中国との技術摩擦も今後は課題 外国技術いい所どりで独自誇示


時代刺激人 Vol. 183

牧野 義司まきの よしじ

経済ジャーナリスト
1943年大阪府生まれ。
今はメディアオフィス「時代刺戟人」代表。毎日新聞20年、ロイター通信15年の経済記者経験をベースに「生涯現役の経済ジャーナリスト」を公言して現場取材に走り回る。先進モデル事例となる人物などをメディア媒体で取り上げ、閉そく状況の日本を変えることがジャーナリストの役割という立場。1968年早稲田大学大学院卒。

 食うか、食われるかの激しい競争が続くグローバル世界で、追いつき追い越せをスローガンにする中国など新興国が、日本の強みである先端技術をさまざまな手段で入手し、それが高じて、いわゆる技術摩擦、技術流出トラブルに発展するケースがいま、急速に増え、日本としてもますます、見過ごすことができなくなっている。

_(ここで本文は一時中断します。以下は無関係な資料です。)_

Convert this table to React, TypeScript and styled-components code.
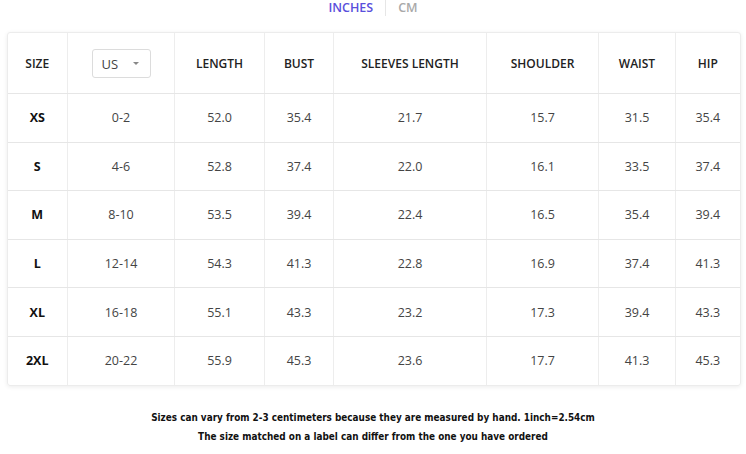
import React from "react";
import styled, { createGlobalStyle } from "styled-components";

const Global = createGlobalStyle`
  html, body { margin: 0; padding: 0; background: #fff; }
  body { font-family: "Open Sans", "Noto Sans", sans-serif; }
`;

const Page = styled.div`
  width: 746px;
  height: 454px;
  display: flex;
  flex-direction: column;
  align-items: center;
  background: #fff;
`;

const Tabs = styled.div`
  display: flex;
  align-items: center;
  height: 16px;
`;

const Tab = styled.div<{ $active?: boolean }>`
  font-size: 12.5px;
  line-height: 16px;
  padding: 0 12px;
  color: ${(p) => (p.$active ? "#5a4fdc" : "#a9a9a9")};
  font-weight: 600;
`;

const Sep = styled.div`
  width: 1px;
  height: 16px;
  background: #e6e6e6;
`;

const Card = styled.div`
  margin-top: 16px;
  width: 732px;
  margin-left: 1px;
  border: 1px solid #ececec;
  border-radius: 3px;
  box-shadow: 0 1px 4px rgba(0, 0, 0, 0.08);
  overflow: hidden;
`;

const Table = styled.table`
  width: 100%;
  border-collapse: collapse;
  table-layout: fixed;
`;

const HeadCell = styled.th`
  height: 59px;
  padding: 1px 0 0;
  font-size: 12px;
  font-weight: 600;
  color: #222;
  text-align: center;
  border-right: 1px solid #ededed;
  border-bottom: 1px solid #e6e6e6;
  &:last-child { border-right: none; }
`;

const Cell = styled.td<{ $bold?: boolean }>`
  height: 47.6px;
  padding: 0;
  font-size: 12.5px;
  font-weight: ${(p) => (p.$bold ? 700 : 400)};
  color: ${(p) => (p.$bold ? "#111" : "#444")};
  text-align: center;
  border-right: 1px solid #ededed;
  border-bottom: 1px solid #e6e6e6;
  &:last-child { border-right: none; }
  tr:last-child & { border-bottom: none; }
`;

const Select = styled.div`
  display: inline-flex;
  align-items: center;
  justify-content: space-between;
  box-sizing: border-box;
  width: 59px;
  height: 29px;
  padding: 0 11px 0 9px;
  border: 1px solid #dcdcdc;
  border-radius: 3px;
  font-size: 13px;
  font-weight: 400;
  color: #444;
`;

const Caret = styled.span`
  width: 0;
  height: 0;
  border-left: 3px solid transparent;
  border-right: 3px solid transparent;
  border-top: 3px solid #888;
`;

const Notes = styled.div`
  margin-top: 24px;
  display: flex;
  flex-direction: column;
  align-items: center;
  gap: 4px;
  font-family: "DejaVu Sans Condensed", "DejaVu Sans", sans-serif;
  font-weight: 700;
  font-size: 9.9px;
  line-height: 15px;
  color: #111;
`;

const widths = [60, 107, 90, 69, 153, 112, 77, 64];
const headers = ["SIZE", "", "LENGTH", "BUST", "SLEEVES LENGTH", "SHOULDER", "WAIST", "HIP"];
const rows = [
  ["XS", "0-2", "52.0", "35.4", "21.7", "15.7", "31.5", "35.4"],
  ["S", "4-6", "52.8", "37.4", "22.0", "16.1", "33.5", "37.4"],
  ["M", "8-10", "53.5", "39.4", "22.4", "16.5", "35.4", "39.4"],
  ["L", "12-14", "54.3", "41.3", "22.8", "16.9", "37.4", "41.3"],
  ["XL", "16-18", "55.1", "43.3", "23.2", "17.3", "39.4", "43.3"],
  ["2XL", "20-22", "55.9", "45.3", "23.6", "17.7", "41.3", "45.3"],
];

export default function App() {
  return (
    <Page>
      <Global />
      <Tabs>
        <Tab $active>INCHES</Tab>
        <Sep />
        <Tab>CM</Tab>
      </Tabs>
      <Card>
        <Table>
          <colgroup>
            {widths.map((w, i) => (
              <col key={i} style={{ width: w }} />
            ))}
          </colgroup>
          <thead>
            <tr>
              {headers.map((h, i) => (
                <HeadCell key={i}>
                  {i === 1 ? (
                    <Select>
                      US
                      <Caret />
                    </Select>
                  ) : (
                    h
                  )}
                </HeadCell>
              ))}
            </tr>
          </thead>
          <tbody>
            {rows.map((r) => (
              <tr key={r[0]}>
                {r.map((v, i) => (
                  <Cell key={i} $bold={i === 0}>
                    {v}
                  </Cell>
                ))}
              </tr>
            ))}
          </tbody>
        </Table>
      </Card>
      <Notes>
        <div>Sizes can vary from 2-3 centimeters because they are measured by hand. 1inch=2.54cm</div>
        <div>The size matched on a label can differ from the one you have ordered</div>
      </Notes>
    </Page>
  );
}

ITソフトを活用して技術を盗み出し別の工場でいち早く生産し
第3国へ輸出

具体的には、スパイたちは、東京の六本木ヒルズの高層ビルに拠点を置く総合商社「東洋商事」の日本支社長という肩書で、企業再生の場を探す企業経営者らに働きかけて中国市場での事業展開を勧める。中国進出話、とくに技術流出に警戒感を捨てない日本企業経営者に対して、さまざまな手口を使って説得する。

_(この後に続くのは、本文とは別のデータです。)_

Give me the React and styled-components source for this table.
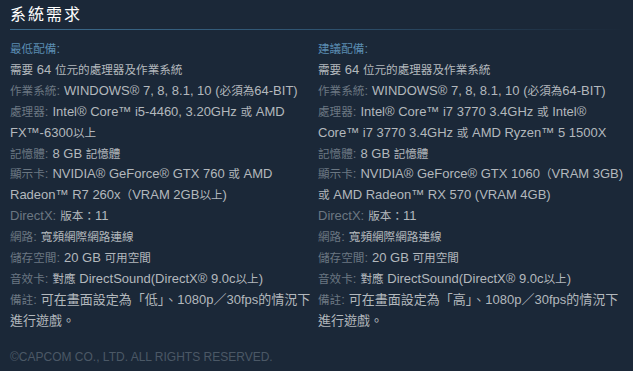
import React from "react";
import styled, { createGlobalStyle } from "styled-components";

const GlobalStyle = createGlobalStyle`
  html, body {
    margin: 0;
    padding: 0;
    background: #1b2838;
  }
  body {
    font-family: "Liberation Sans", Arial, "Noto Sans CJK TC", sans-serif;
  }
`;

const Wrapper = styled.div`
  width: 633px;
  height: 371px;
  box-sizing: border-box;
  padding: 4px 10px 0 10px;
  background: #1b2838;
  color: #b3b8bd;
  overflow: hidden;
`;

const Title = styled.h2`
  margin: 0;
  font-size: 16px;
  font-weight: normal;
  letter-spacing: 2px;
  color: #ffffff;
  line-height: 22px;
  padding-bottom: 3px;
  border-bottom: 1px solid transparent;
  border-image: linear-gradient(to right, #3d6c8d 0%, #2f5370 50%, #1b2838 100%) 1;
`;

const Columns = styled.div`
  display: grid;
  grid-template-columns: 304px 308px;
  column-gap: 4px;
  margin-top: 9px;
`;

const Column = styled.div`
  font-size: 13px;
  line-height: 20.9px;
`;

const Heading = styled.div`
  color: #5a8cb1;
`;

const List = styled.ul`
  list-style: none;
  margin: 0;
  padding: 0;
`;

const Cjk = styled.span`
  font-family: "Noto Sans CJK TC", sans-serif;
  font-size: 11.6px;
  line-height: 1;
`;

const Item = styled.li`
  margin: 0;
  ${Cjk} {
    font-size: ${(p) => (p.$wide ? "13px" : "11.6px")};
  }
`;

const Label = styled.span`
  color: #6b7782;
  margin-right: 4px;
  ${Cjk} {
    font-size: 11.6px;
  }
`;

const Copyright = styled.div`
  margin-top: 18px;
  font-size: 12px;
  color: #4b5866;
`;

const CJK_RE = /([\u3000-\u303f\u3400-\u9fff\uff00-\uffef]+)/;

const Text = ({ children }) =>
  children.split(CJK_RE).map((part, i) =>
    i % 2 === 1 ? <Cjk key={i}>{part}</Cjk> : part
  );

const minimum = [
  [null, "需要 64 位元的處理器及作業系統"],
  ["作業系統:", "WINDOWS® 7, 8, 8.1, 10 (必須為64-BIT)"],
  ["處理器:", "Intel® Core™ i5-4460, 3.20GHz 或 AMD FX™-6300以上"],
  ["記憶體:", "8 GB 記憶體"],
  ["顯示卡:", "NVIDIA® GeForce® GTX 760 或 AMD Radeon™ R7 260x（VRAM 2GB以上)"],
  ["DirectX:", "版本：11"],
  ["網路:", "寬頻網際網路連線"],
  ["儲存空間:", "20 GB 可用空間"],
  ["音效卡:", "對應 DirectSound(DirectX® 9.0c以上)"],
  ["備註:", "可在畫面設定為「低」、1080p／30fps的情況下進行遊戲。", true],
];

const recommended = [
  [null, "需要 64 位元的處理器及作業系統"],
  ["作業系統:", "WINDOWS® 7, 8, 8.1, 10 (必須為64-BIT)"],
  ["處理器:", "Intel® Core™ i7 3770 3.4GHz 或 Intel® Core™ i7 3770 3.4GHz 或 AMD Ryzen™ 5 1500X"],
  ["記憶體:", "8 GB 記憶體"],
  ["顯示卡:", "NVIDIA® GeForce® GTX 1060（VRAM 3GB) 或 AMD Radeon™ RX 570 (VRAM 4GB)"],
  ["DirectX:", "版本：11"],
  ["網路:", "寬頻網際網路連線"],
  ["儲存空間:", "20 GB 可用空間"],
  ["音效卡:", "對應 DirectSound(DirectX® 9.0c以上)"],
  ["備註:", "可在畫面設定為「高」、1080p／30fps的情況下進行遊戲。", true],
];

const ReqColumn = ({ title, rows }) => (
  <Column>
    <Heading><Text>{title}</Text></Heading>
    <List>
      {rows.map(([label, value, wide], i) => (
        <Item key={i} $wide={wide}>
          {label && <Label><Text>{label}</Text></Label>}
          <Text>{value}</Text>
        </Item>
      ))}
    </List>
  </Column>
);

const App = () => {
  return (
    <Wrapper>
      <GlobalStyle />
      <Title>系統需求</Title>
      <Columns>
        <ReqColumn title="最低配備:" rows={minimum} />
        <ReqColumn title="建議配備:" rows={recommended} />
      </Columns>
      <Copyright>©CAPCOM CO., LTD. ALL RIGHTS RESERVED.</Copyright>
    </Wrapper>
  );
};

export default App;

とくに中国では空いている工業団地があり、そこは一種の経済特区ではないが、企業優遇措置が講じられるうえ、同じような再生をめざす被災企業が進出意欲を持っており、日本の仲間企業と連携もとれるので、不安が払しょくされること、中国市場自体は成長市場で、ビジネスチャンスが多いことなどを巧みに語り、資金支援などのバックアップを講じて、進出させるのだ。

小説では最後にどんでん返しがあるが、妙に真実味があるので
興味深い

結論から先に申せば、小説なので、最後は、濱さんの実家?の警視庁公安などでつくる特別合同捜査本部が、ターゲットになった企業の技術系経営者とタッグマッチを組んで、中国側が先端技術を盗むためにこっそりつくった工場の技術ソフトにウイルスを忍び込ませ、中国側の技術ソフトを破壊してしまうと同時に、帰化した中国人スパイ・ネットワークを一網打尽にする。
その小説では、面白いことに、声をかけられた被災地企業の技術系企業経営者が当初から、中国への先端技術の流出には警戒的で、秘かに、進出先の中国工場で使う技術に、自身で中国の専門家も気付かない流出防止装置を施していた。だから、中国側が、技術ソフトを盗んで独自技術化し、それをもとに大量生産して第3国経由で輸出を図っても、不具合が出て輸出先でトラブルが生じたのだ。

大震災で被災した企業は格好の中国などのターゲット、
いずれは原発技術者も

この小説の話ばかりしていられないが、1つだけ、警視庁OBの作家らしい興味深い問題意識だけを紹介しておこう。それは中国が東日本で被災した中堅・中小企業のうち、先端技術を持つ特殊企業ばかりをターゲットにしたこと、とくに自動車やエレクトロニクスのみならず中国にとって、今後の産業競争力強化につながる戦略的な産業技術、サプライチェーンの担い手企業の技術をターゲットにした、という問題意識だ。問題設定が鋭い。

私は、そのことに、さらに付け加えたいのは、中国が原子力発電技術の専門家、とくに補修技術のスペシャリストの確保のため、今後、日本の原発の現場で電力会社の協力企業の2次、3次の下請け企業などにアプローチしてくる可能性は非常に高い、と思う。なにしろ、東京電力の福島第1原発事故をきっかけに、原発の安全神話が大きく崩れ、今や既存の原発は定期検査入りと同時に、ストレステストを含めた厳しい安全基準をクリアしない限り再稼働は許されない状況になっている。